## Dataset records
+++
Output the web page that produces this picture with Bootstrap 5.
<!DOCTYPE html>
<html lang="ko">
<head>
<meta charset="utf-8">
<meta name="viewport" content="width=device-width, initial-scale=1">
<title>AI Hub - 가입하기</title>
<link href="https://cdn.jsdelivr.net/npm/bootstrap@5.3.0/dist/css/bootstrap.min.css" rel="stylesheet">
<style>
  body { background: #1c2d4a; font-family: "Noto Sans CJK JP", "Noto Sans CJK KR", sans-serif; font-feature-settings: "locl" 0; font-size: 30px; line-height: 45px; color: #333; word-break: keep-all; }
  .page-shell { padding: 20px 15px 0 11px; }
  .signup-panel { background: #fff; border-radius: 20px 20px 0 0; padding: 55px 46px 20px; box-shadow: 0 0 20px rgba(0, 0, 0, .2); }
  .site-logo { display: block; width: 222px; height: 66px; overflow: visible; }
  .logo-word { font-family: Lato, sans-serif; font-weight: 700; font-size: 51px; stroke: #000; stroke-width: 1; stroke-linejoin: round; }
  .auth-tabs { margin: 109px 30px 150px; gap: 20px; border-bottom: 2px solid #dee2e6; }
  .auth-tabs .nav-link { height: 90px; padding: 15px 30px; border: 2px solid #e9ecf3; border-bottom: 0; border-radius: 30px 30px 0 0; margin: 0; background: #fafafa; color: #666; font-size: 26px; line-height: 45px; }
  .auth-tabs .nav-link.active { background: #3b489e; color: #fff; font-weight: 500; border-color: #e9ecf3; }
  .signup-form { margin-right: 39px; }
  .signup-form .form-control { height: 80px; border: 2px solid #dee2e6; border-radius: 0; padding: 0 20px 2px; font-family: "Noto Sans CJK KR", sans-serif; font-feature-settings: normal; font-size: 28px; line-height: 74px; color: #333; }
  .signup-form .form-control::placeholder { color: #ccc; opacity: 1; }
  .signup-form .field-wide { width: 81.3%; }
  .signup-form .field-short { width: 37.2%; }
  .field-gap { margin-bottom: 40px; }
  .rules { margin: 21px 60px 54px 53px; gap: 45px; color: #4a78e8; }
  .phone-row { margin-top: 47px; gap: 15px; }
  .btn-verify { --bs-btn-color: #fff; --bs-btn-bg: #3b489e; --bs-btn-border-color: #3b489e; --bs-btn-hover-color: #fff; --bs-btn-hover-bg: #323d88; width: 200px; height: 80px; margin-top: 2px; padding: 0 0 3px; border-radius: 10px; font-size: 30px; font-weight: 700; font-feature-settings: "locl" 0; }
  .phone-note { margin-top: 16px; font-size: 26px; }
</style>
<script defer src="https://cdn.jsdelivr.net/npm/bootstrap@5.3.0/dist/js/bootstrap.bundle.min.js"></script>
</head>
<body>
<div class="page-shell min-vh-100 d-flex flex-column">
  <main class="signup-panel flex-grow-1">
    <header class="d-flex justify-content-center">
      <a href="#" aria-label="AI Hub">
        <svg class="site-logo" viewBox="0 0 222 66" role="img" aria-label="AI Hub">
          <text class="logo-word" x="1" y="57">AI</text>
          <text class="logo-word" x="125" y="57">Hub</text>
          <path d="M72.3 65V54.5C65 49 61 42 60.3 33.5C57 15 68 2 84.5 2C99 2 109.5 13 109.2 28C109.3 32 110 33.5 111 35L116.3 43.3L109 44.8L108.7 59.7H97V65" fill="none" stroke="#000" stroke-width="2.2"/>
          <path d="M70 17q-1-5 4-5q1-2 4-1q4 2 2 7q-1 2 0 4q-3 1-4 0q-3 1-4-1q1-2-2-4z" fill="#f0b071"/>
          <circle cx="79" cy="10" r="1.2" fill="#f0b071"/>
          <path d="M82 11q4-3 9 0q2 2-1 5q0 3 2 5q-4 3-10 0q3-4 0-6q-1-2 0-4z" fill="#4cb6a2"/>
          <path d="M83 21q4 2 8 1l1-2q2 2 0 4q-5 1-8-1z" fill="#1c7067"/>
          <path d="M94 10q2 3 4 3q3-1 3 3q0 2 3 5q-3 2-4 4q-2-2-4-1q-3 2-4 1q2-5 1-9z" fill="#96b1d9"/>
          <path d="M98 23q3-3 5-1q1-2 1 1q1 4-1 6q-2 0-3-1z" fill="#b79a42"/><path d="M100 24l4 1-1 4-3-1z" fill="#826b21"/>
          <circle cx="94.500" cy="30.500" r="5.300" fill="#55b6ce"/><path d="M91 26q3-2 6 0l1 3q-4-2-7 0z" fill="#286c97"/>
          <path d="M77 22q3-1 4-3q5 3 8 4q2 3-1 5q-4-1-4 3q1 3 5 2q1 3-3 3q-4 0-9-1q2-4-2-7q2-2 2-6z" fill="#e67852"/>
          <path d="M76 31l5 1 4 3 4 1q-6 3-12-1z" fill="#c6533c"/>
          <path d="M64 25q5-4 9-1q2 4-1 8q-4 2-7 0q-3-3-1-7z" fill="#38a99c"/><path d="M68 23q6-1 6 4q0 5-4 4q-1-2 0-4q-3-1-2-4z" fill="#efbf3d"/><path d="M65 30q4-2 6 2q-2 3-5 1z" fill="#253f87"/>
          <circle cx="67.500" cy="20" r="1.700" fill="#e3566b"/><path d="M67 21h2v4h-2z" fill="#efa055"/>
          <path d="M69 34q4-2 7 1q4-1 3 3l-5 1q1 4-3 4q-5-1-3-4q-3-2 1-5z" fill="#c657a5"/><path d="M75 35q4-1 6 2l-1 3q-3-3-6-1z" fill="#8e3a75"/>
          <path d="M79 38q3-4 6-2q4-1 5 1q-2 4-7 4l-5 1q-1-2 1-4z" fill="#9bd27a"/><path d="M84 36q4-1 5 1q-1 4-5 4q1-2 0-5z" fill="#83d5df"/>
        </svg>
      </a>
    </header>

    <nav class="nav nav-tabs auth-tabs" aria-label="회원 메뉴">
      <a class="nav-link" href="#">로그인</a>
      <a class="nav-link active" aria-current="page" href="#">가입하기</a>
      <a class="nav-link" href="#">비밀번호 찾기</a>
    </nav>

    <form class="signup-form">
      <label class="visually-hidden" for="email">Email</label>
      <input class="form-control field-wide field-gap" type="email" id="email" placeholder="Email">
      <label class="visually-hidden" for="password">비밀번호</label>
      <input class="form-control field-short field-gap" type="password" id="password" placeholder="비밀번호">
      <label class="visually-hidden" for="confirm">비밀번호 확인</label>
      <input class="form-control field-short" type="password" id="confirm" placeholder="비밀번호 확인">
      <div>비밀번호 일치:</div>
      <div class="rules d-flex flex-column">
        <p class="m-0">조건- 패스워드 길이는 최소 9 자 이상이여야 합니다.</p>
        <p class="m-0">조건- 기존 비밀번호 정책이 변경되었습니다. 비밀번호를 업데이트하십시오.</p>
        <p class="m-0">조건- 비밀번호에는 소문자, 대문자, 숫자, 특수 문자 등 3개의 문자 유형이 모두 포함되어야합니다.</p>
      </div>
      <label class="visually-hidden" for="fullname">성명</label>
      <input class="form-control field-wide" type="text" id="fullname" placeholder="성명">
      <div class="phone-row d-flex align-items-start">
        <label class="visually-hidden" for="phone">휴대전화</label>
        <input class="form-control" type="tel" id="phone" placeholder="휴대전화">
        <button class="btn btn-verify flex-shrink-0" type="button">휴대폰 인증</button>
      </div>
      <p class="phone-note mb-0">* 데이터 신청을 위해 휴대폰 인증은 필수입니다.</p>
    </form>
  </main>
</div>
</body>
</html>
+++
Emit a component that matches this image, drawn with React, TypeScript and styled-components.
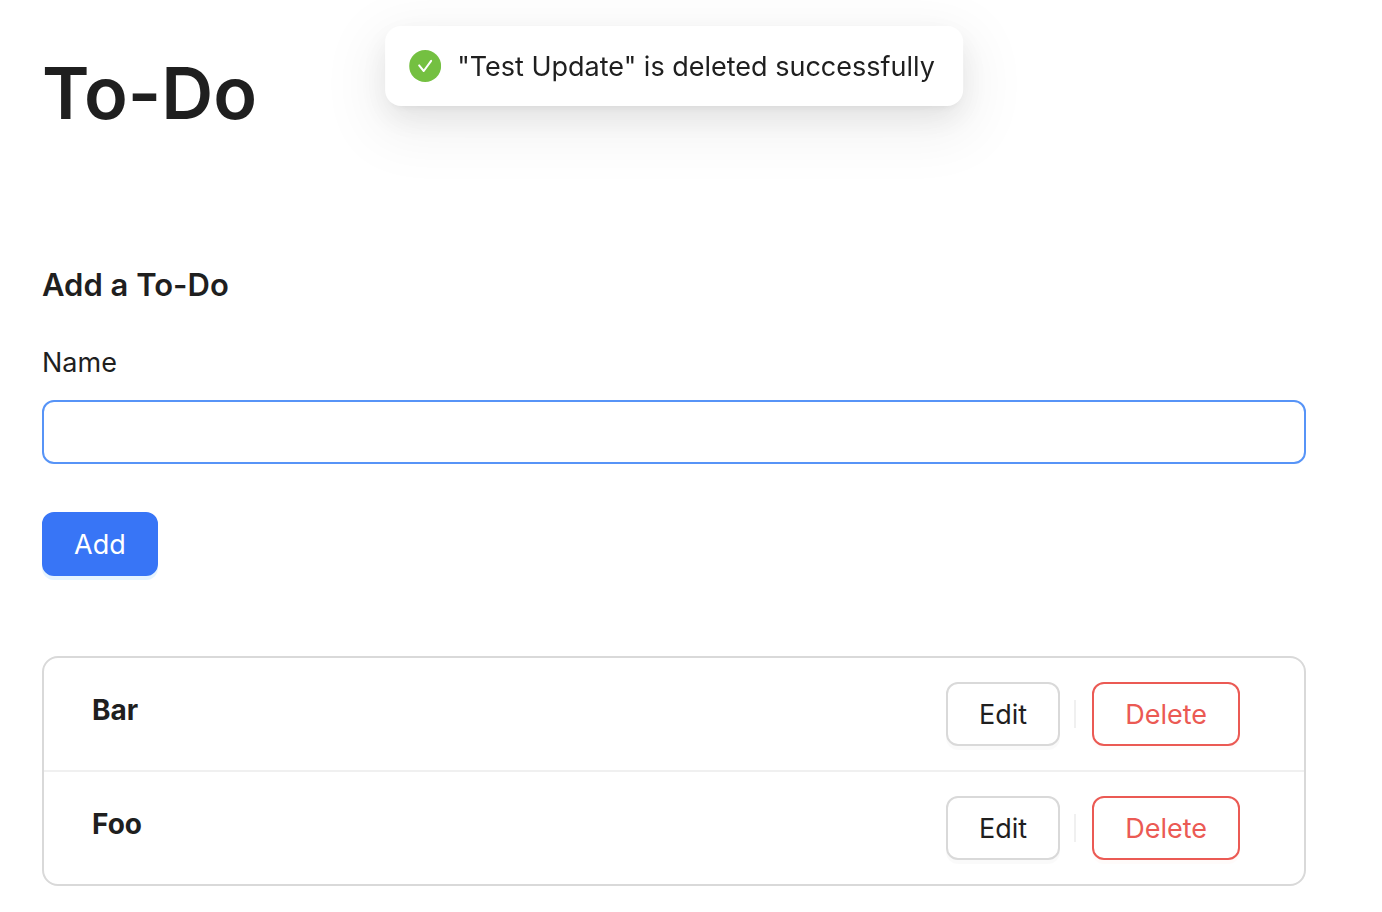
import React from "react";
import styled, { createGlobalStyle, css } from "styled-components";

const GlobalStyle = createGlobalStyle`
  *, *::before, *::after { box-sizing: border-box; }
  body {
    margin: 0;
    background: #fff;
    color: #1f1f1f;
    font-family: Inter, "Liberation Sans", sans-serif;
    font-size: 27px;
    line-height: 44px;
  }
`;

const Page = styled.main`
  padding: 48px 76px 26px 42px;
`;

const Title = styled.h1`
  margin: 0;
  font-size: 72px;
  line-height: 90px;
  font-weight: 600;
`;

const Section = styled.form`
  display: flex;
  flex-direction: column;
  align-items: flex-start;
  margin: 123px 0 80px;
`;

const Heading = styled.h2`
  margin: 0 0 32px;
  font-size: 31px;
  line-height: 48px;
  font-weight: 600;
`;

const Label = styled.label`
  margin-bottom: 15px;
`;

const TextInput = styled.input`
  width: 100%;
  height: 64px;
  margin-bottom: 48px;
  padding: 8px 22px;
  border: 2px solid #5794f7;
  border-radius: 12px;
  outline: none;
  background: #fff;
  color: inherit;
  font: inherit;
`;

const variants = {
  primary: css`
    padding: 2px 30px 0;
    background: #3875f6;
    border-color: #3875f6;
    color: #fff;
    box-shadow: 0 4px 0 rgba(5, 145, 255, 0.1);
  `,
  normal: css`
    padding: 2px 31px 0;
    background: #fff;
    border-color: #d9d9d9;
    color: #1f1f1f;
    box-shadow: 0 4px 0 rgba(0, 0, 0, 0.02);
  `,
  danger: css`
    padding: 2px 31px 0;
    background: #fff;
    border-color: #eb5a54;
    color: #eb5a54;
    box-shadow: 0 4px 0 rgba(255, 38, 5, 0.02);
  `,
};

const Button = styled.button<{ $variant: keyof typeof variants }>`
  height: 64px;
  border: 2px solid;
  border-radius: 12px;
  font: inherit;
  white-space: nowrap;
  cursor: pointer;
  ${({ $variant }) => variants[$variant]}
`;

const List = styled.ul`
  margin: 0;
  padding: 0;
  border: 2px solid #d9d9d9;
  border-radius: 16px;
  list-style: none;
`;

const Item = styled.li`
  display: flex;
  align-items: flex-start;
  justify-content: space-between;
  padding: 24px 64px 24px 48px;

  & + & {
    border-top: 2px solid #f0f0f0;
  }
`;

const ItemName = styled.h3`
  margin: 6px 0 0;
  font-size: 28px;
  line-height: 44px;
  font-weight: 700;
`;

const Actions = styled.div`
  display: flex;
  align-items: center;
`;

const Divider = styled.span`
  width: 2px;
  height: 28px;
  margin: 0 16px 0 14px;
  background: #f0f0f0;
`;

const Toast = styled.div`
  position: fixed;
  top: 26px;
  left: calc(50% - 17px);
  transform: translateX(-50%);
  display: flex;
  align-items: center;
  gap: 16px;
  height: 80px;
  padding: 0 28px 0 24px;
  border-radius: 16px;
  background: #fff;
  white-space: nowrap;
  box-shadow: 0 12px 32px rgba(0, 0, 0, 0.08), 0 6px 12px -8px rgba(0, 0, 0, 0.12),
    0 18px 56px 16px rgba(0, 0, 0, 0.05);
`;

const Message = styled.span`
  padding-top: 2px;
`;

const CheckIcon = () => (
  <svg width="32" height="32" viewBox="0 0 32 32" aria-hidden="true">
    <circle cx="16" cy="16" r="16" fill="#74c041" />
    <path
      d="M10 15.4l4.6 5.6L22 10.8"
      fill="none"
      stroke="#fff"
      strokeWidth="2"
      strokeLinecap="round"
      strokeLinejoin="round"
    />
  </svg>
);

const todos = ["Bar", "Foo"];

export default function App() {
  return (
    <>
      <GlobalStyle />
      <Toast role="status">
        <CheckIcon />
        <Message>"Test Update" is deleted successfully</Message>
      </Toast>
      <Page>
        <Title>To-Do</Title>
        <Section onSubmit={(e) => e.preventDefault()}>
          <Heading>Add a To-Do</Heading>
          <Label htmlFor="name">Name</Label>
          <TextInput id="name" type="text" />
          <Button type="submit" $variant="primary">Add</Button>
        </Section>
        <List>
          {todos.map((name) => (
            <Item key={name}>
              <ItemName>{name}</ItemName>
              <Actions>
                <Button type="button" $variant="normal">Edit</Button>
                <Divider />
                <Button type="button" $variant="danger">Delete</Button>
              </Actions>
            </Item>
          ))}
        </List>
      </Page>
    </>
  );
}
+++
## Requirement
Look through the records and count each line that holds "with". Write only the total.

## Finished exercise
2